Many actors actively use terror-group-related terms; most cannot be directly tied to any specific organisation. However, the links reveal clusters of locations: we observe a group of Pakistan-India conflict mentions, and a cluster of US alt-right websites, transforming terrorism into a migration problem. We also found a small botnet circulating a pro-Daesh pamphlet and a set of grassroot reactions that effectively moderated a controversial pro-jihadi post on Reddit.
The complexity of online social media constitutes a challenge: the presence of malicious entities is difficult to detect and to qualify. In this article, we focused on terror groups based in the Middle East and their main narratives: it is obviously important to update our perception of their online presence.

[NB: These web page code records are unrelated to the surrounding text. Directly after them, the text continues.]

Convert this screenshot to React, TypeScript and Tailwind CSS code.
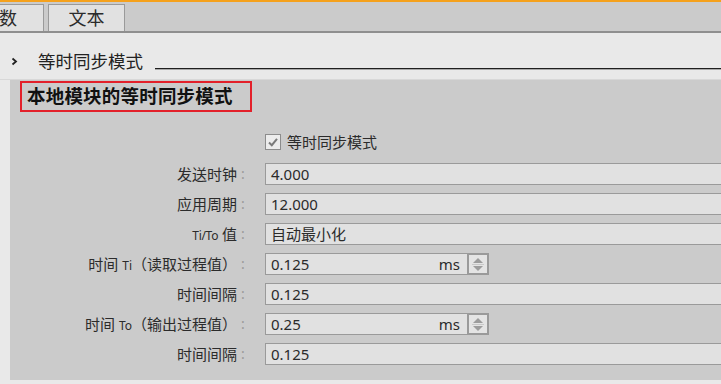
import React from "react";

type Row = { label: React.ReactNode; value: string; unit?: boolean };

const Lbl = ({ children }: { children: React.ReactNode }) => <>{children}</>;

const Spinner = () => (
  <div className="w-[22px] h-[22px] border-2 border-[#9a9a9a] bg-[#e4e4e4] flex flex-col items-center justify-center">
    <svg width="12" height="16" viewBox="0 0 12 16">
      <polygon points="6,2 11,7 1,7" fill="#9c9c9c" />
      <line x1="0" y1="8.5" x2="12" y2="8.5" stroke="#c8c8c8" strokeWidth="1" />
      <polygon points="1,10 11,10 6,15" fill="#9c9c9c" />
    </svg>
  </div>
);

export default function App() {
  const rows: Row[] = [
    { label: <Lbl>发送时钟</Lbl>, value: "4.000" },
    { label: <Lbl>应用周期</Lbl>, value: "12.000" },
    {
      label: (
        <>
          <span className="text-[12px] tracking-[-0.3px]">Ti/To</span> 值
        </>
      ),
      value: "自动最小化",
    },
    {
      label: (
        <>
          时间 <span className="text-[12px]">Ti</span>（读取过程值）
        </>
      ),
      value: "0.125",
      unit: true,
    },
    { label: <Lbl>时间间隔</Lbl>, value: "0.125" },
    {
      label: (
        <>
          时间 <span className="text-[12px]">To</span>（输出过程值）
        </>
      ),
      value: "0.25",
      unit: true,
    },
    { label: <Lbl>时间间隔</Lbl>, value: "0.125" },
  ];

  return (
    <div className="w-[721px] h-[384px] overflow-hidden bg-[#e9e9e9] text-[#2b2b2b] font-['Noto_Sans','Noto_Sans_CJK_SC',sans-serif]">
      <div className="h-[2px] bg-[#f5a11c]" />
      <div className="h-[31px] bg-[#cbcbcb] border-b-2 border-[#8f8f8f] flex items-end gap-[4px]">
        <div className="w-[44px] h-[27px] bg-[#e1e1e1] border border-b-0 border-[#9a9a9a] border-l-0 flex items-center justify-end pr-[26px] text-[18px] leading-none">
          数
        </div>
        <div className="w-[77px] h-[27px] bg-[#e1e1e1] border border-b-0 border-[#9a9a9a] flex items-center justify-center text-[18px] leading-none">
          文本
        </div>
      </div>
      <div className="h-[46px] pt-[16px] flex items-start">
        <div className="w-[38px] h-[24px] flex items-center pl-[11px]">
          <svg width="7" height="9" viewBox="0 0 7 9">
            <polyline points="1.5,1.5 5,4.5 1.5,7.5" fill="none" stroke="#222" strokeWidth="1.8" />
          </svg>
        </div>
        <div className="h-[24px] leading-[24px] text-[17.5px] text-[#222]">等时同步模式</div>
        <div className="flex-1 ml-[12px] mt-[19px] h-[2px] border-t border-b border-t-[#1f1f1f] border-b-[#a8a8a8]" />
      </div>
      <div className="h-[1px] bg-[#d8d8d8]" />
      <div className="ml-[10px] h-[300px] bg-[#cbcbcb] pt-[1px]">
        <div className="ml-[10px] w-[232px] h-[31px] border-2 border-[#e3202a] flex items-center pl-[5px]">
          <span className="text-[18.5px] font-bold text-[#111] leading-none tracking-[0.2px]">本地模块的等时同步模式</span>
        </div>
        <div className="mt-[15px] h-[30px] flex items-center pl-[255px]">
          <div className="w-[16px] h-[16px] border border-[#8c8c8c] bg-[#ececec] flex items-center justify-center">
            <svg width="12" height="12" viewBox="0 0 12 12">
              <polyline points="2,6.5 4.8,9.2 10,2.8" fill="none" stroke="#7a7a7a" strokeWidth="2" />
            </svg>
          </div>
          <span className="ml-[6px] text-[15px] text-[#2b2b2b]">等时同步模式</span>
        </div>
        <div className="mt-[2px] flex flex-col">
          {rows.map((r, i) => (
            <div key={i} className="h-[30px] flex items-center">
              <div className="w-[227px] text-right text-[15px] leading-none whitespace-nowrap text-[#2b2b2b]">{r.label}</div>
              <div className="w-[12px] text-center text-[14px] text-[#9a9a9a] leading-none">:</div>
              {r.unit ? (
                <div className="ml-[16px] w-[224px] h-[22px] flex">
                  <div className="flex-1 h-[22px] bg-[#e1e1e1] border border-[#9a9a9a] border-r-0 flex items-center justify-between pl-[5px] pr-[7px] text-[15px] leading-none">
                    <span>{r.value}</span>
                    <span>ms</span>
                  </div>
                  <Spinner />
                </div>
              ) : (
                <div className="ml-[16px] flex-1 h-[22px] bg-[#e1e1e1] border border-r-0 border-[#9a9a9a] flex items-center pl-[5px] text-[15px] leading-none">
                  {r.value}
                </div>
              )}
            </div>
          ))}
        </div>
      </div>
    </div>
  );
}
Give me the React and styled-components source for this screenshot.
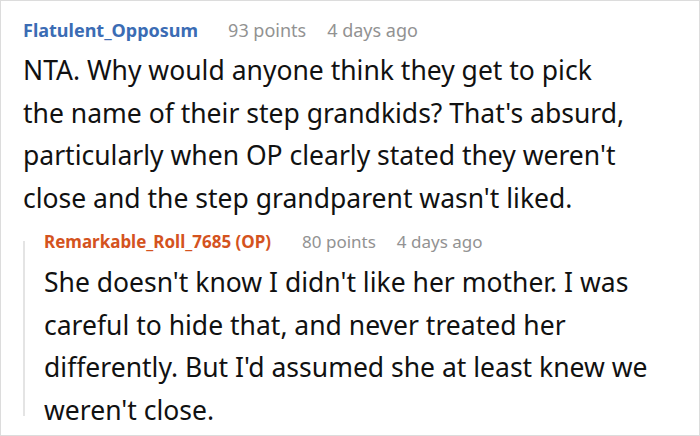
import React from "react";
import styled, { createGlobalStyle } from "styled-components";

const Global = createGlobalStyle`
  html, body { margin: 0; padding: 0; background: #fff; }
  body { font-family: "Noto Sans", "Open Sans", sans-serif; }
`;

const Frame = styled.div`
  box-sizing: border-box;
  width: 700px;
  height: 436px;
  border: 1px solid #dcdcdc;
  padding: 17px 10px 0 22px;
  overflow: hidden;
`;

const Comment = styled.div`
  display: flex;
  flex-direction: column;
`;

const Reply = styled.div`
  position: relative;
  display: flex;
  flex-direction: column;
  margin-top: 11px;
  padding-left: 21px;

  &::before {
    content: "";
    position: absolute;
    left: 0;
    top: 11px;
    bottom: 15px;
    width: 2px;
    background: #e4e4e4;
  }
`;

const Meta = styled.div`
  display: flex;
  align-items: baseline;
  font-size: ${(p) => p.$size}px;
  line-height: 24px;
  margin-bottom: ${(p) => p.$gap}px;
`;

const User = styled.span`
  font-weight: 700;
  color: ${(p) => p.$color};
  margin-right: ${(p) => p.$space}px;
`;

const Stat = styled.span`
  color: #929292;
  margin-right: 21px;
`;

const Body = styled.p`
  margin: 0;
  color: #111;
  font-size: 26.5px;
  line-height: 42.5px;
  white-space: nowrap;
`;

const Line = styled.span`
  display: block;
`;

export default function App() {
  return (
    <>
      <Global />
      <Frame>
        <Comment>
          <Meta $size={18} $gap={7}>
            <User $color="#3b6cb4" $space={30}>Flatulent_Opposum</User>
            <Stat>93 points</Stat>
            <Stat>4 days ago</Stat>
          </Meta>
          <Body>
            <Line>NTA. Why would anyone think they get to pick</Line>
            <Line>the name of their step grandkids? That's absurd,</Line>
            <Line>particularly when OP clearly stated they weren't</Line>
            <Line>close and the step grandparent wasn't liked.</Line>
          </Body>
        </Comment>
        <Reply>
          <Meta $size={17} $gap={7}>
            <User $color="#d4531e" $space={31}>Remarkable_Roll_7685 (OP)</User>
            <Stat>80 points</Stat>
            <Stat>4 days ago</Stat>
          </Meta>
          <Body>
            <Line>She doesn't know I didn't like her mother. I was</Line>
            <Line>careful to hide that, and never treated her</Line>
            <Line>differently. But I'd assumed she at least knew we</Line>
            <Line>weren't close.</Line>
          </Body>
        </Reply>
      </Frame>
    </>
  );
}
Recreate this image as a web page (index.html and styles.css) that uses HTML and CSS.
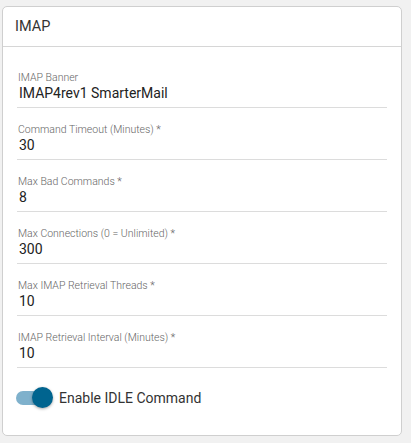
FILE: index.html
```html
<!DOCTYPE html>
<html>
<head>
<meta charset="utf-8">
<link rel="stylesheet" href="styles.css">
</head>
<body>
<div class="card">
  <div class="card-header">IMAP</div>
  <div class="card-body">
    <div class="field">
      <label class="field-label">IMAP Banner</label>
      <div class="field-value">IMAP4rev1 SmarterMail</div>
    </div>
    <div class="field">
      <label class="field-label">Command Timeout (Minutes) *</label>
      <div class="field-value">30</div>
    </div>
    <div class="field">
      <label class="field-label">Max Bad Commands *</label>
      <div class="field-value">8</div>
    </div>
    <div class="field">
      <label class="field-label">Max Connections (0 = Unlimited) *</label>
      <div class="field-value">300</div>
    </div>
    <div class="field">
      <label class="field-label">Max IMAP Retrieval Threads *</label>
      <div class="field-value">10</div>
    </div>
    <div class="field">
      <label class="field-label">IMAP Retrieval Interval (Minutes) *</label>
      <div class="field-value">10</div>
    </div>
    <div class="toggle-row">
      <span class="toggle"><span class="toggle-track"></span><span class="toggle-knob"></span></span>
      <span class="toggle-label">Enable IDLE Command</span>
    </div>
  </div>
</div>
</body>
</html>
```

FILE: styles.css
```css
html, body {
  margin: 0;
  padding: 0;
  background: #f1f1f1;
  font-family: Roboto, "Liberation Sans", sans-serif;
}

.card {
  box-sizing: border-box;
  margin: 6px 0 0 2px;
  width: 400px;
  height: 430px;
  background: #fff;
  border: 1px solid #cfcfcf;
  border-radius: 5px;
}

.card-header {
  height: 39px;
  border-bottom: 1px solid #d6d6d6;
  padding-left: 12px;
  display: flex;
  align-items: center;
  font-size: 14.5px;
  color: #333;
}

.card-body {
  padding: 25px 14px 0 14px;
  display: flex;
  flex-direction: column;
  gap: 16px;
}

.field {
  display: flex;
  flex-direction: column;
  border-bottom: 1px solid #dcdcdc;
  padding-bottom: 5px;
}

.field-label {
  font-size: 10.5px;
  line-height: 12px;
  font-weight: 300;
  color: #666;
  padding-left: 1px;
}

.field-value {
  font-size: 14px;
  line-height: 18px;
  color: #222;
  padding-left: 2px;
}

.toggle-row {
  display: flex;
  align-items: center;
  gap: 6px;
  margin-top: 3px;
}

.toggle {
  position: relative;
  width: 37px;
  height: 21px;
  margin-left: -1px;
  flex: none;
}

.toggle-track {
  position: absolute;
  left: 0;
  top: 4px;
  width: 32px;
  height: 14px;
  border-radius: 7px;
  background: #7fb1cc;
}

.toggle-knob {
  position: absolute;
  right: 0;
  top: 0;
  width: 21px;
  height: 21px;
  border-radius: 50%;
  background: #00648f;
  box-shadow: 0 1px 3px rgba(0,0,0,0.35);
}

.toggle-label {
  font-size: 14px;
  color: #333;
}
```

During the case study, we underlined the presence of an open ‘philosophical’ discussion that may be an entry point to less acceptable private channels, hosted on non-public platforms such as Telegram or Discord. We identified a strong alt-right and fake news website presence in the themes we investigated, which boosts the Jihadi-related footprint in the public debate, perhaps with the goal of triggering a reaction from their supporters. Finally, on Reddit, an open media platform with a strong comment structure, opponents to Islamism appear with their views and arguments and seem eager to discuss and debate extensively.
To tackle the challenges coming from both data quantity and data complexity, social network analysts must adopt and adapt AI-powered tools to increase the speed and scale of their work, and to reduce the natural noise among the collected data. We presented a method for exploring a social media platform through its communities, to qualify their social and topical cohesion, and to illustrate their dispersion around their main topics of discussion.